§ TASK DIRECTIONS: For each line below that contains the string "Tailwind", copy that line.

§ DATA TO USE:
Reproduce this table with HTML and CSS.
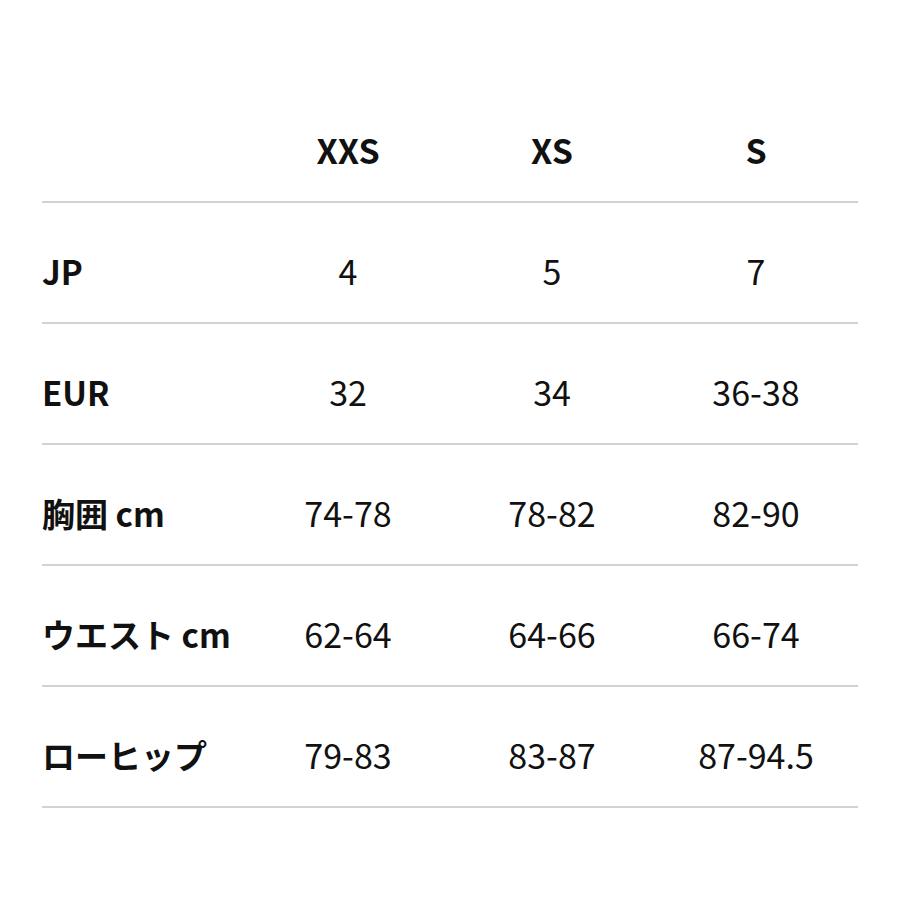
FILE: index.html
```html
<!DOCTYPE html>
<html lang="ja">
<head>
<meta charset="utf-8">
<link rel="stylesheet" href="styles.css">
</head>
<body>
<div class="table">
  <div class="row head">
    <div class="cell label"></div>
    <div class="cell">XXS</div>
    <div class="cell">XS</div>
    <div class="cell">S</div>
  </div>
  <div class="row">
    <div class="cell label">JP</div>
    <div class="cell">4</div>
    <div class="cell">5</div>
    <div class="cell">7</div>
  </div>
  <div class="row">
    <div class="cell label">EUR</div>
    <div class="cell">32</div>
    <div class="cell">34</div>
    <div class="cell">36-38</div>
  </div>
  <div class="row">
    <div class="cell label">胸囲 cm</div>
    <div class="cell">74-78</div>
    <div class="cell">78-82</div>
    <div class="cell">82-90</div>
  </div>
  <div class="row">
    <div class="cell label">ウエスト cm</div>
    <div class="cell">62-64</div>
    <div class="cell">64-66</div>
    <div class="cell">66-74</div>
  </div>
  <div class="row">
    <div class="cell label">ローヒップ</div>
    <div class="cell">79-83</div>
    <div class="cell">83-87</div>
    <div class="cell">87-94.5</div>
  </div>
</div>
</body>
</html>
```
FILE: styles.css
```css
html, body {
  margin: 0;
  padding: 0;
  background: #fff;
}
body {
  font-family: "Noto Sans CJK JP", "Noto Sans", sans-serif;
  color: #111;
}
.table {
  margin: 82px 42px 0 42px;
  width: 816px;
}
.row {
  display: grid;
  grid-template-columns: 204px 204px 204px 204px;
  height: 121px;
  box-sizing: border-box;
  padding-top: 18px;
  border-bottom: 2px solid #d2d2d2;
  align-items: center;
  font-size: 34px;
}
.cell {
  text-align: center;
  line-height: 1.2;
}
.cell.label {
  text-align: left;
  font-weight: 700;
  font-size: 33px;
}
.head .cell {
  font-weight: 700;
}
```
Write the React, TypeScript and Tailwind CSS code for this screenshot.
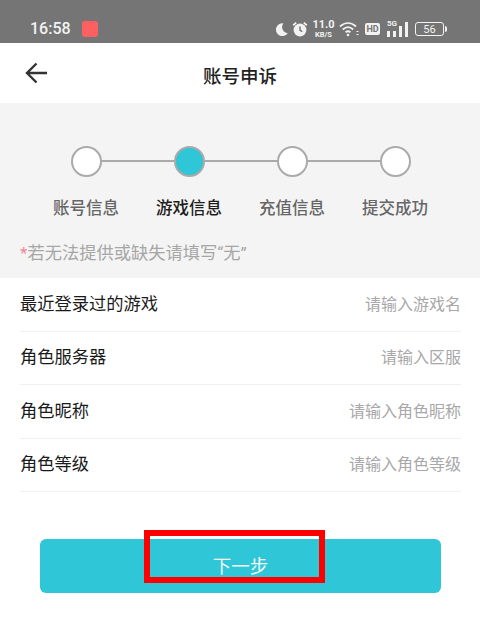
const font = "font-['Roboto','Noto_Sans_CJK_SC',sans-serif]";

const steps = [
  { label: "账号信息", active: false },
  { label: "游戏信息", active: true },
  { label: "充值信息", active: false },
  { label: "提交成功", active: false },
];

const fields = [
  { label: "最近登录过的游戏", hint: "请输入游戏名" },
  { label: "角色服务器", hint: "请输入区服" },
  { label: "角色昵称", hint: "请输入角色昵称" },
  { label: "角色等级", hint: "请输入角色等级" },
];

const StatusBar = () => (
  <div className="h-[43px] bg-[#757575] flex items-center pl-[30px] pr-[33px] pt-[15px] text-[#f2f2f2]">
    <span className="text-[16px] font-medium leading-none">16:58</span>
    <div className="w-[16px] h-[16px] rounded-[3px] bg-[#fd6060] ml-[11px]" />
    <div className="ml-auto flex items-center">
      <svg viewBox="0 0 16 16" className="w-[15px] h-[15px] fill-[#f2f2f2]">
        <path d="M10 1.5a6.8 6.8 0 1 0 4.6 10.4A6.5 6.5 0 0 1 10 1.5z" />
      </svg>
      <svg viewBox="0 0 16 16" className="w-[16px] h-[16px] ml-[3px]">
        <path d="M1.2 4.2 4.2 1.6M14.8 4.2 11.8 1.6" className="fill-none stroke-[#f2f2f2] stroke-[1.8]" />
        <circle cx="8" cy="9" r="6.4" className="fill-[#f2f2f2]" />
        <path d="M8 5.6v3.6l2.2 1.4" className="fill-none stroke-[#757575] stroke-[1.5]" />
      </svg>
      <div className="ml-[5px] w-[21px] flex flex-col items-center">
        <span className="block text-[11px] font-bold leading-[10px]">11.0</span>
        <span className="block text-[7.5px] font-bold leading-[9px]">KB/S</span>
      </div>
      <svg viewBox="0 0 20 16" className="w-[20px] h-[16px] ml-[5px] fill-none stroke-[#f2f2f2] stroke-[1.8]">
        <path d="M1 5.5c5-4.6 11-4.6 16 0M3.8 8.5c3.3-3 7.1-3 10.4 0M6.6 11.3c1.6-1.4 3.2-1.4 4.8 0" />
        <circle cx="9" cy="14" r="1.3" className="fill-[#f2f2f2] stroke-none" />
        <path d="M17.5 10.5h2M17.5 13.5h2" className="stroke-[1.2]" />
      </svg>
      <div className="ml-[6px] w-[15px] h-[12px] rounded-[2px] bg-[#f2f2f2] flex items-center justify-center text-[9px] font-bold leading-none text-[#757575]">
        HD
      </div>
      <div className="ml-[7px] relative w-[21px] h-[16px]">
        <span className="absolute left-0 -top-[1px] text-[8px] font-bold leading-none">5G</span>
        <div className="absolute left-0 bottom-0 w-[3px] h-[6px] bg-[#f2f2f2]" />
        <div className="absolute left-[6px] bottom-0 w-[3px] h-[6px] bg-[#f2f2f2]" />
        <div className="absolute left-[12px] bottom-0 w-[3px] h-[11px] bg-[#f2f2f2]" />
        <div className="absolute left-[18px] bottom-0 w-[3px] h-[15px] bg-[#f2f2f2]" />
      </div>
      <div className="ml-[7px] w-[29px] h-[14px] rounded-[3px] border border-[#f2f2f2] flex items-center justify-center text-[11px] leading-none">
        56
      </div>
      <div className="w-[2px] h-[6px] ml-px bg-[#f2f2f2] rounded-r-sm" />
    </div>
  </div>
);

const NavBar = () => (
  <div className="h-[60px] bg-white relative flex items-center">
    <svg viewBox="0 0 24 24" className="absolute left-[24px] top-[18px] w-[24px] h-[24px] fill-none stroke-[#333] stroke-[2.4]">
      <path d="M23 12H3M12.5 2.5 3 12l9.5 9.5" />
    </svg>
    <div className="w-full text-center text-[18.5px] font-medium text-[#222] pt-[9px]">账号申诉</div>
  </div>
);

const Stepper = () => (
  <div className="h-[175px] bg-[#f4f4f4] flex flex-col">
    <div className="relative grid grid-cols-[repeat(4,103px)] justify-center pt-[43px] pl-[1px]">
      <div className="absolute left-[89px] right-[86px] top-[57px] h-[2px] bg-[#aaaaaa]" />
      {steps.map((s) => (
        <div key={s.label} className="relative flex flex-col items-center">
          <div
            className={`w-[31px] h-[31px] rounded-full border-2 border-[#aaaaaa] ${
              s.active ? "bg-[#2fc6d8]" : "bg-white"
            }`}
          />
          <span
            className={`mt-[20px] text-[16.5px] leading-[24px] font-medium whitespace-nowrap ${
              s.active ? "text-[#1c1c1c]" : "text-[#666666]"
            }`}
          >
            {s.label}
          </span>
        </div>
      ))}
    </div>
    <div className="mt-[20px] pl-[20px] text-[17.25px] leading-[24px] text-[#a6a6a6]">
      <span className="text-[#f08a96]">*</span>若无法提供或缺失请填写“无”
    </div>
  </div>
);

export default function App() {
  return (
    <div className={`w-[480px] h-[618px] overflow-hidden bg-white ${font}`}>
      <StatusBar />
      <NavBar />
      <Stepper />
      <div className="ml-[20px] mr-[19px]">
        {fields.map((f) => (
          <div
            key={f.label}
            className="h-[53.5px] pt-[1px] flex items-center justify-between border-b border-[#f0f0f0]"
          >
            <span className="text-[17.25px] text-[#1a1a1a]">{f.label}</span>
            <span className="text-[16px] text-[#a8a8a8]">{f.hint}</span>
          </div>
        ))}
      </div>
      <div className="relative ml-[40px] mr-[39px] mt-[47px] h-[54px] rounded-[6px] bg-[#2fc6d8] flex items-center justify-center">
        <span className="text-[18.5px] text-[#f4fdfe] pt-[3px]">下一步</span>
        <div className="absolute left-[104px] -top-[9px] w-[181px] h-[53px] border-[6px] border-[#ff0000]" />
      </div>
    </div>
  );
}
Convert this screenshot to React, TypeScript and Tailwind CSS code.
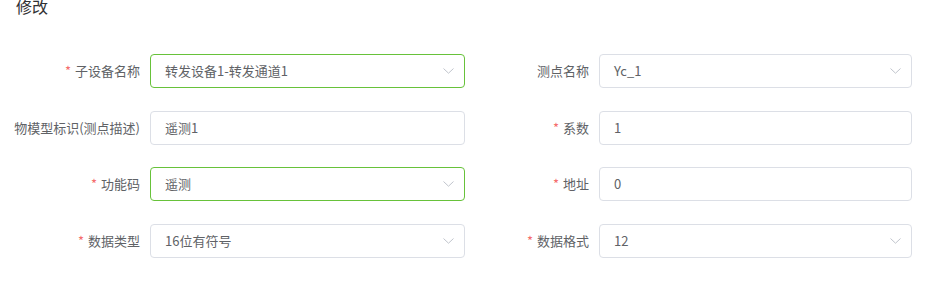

§ COMPLETED EXERCISE:
Write the React, TypeScript and Tailwind CSS code for this screenshot.
Convert this screenshot to React, TypeScript and Tailwind CSS code.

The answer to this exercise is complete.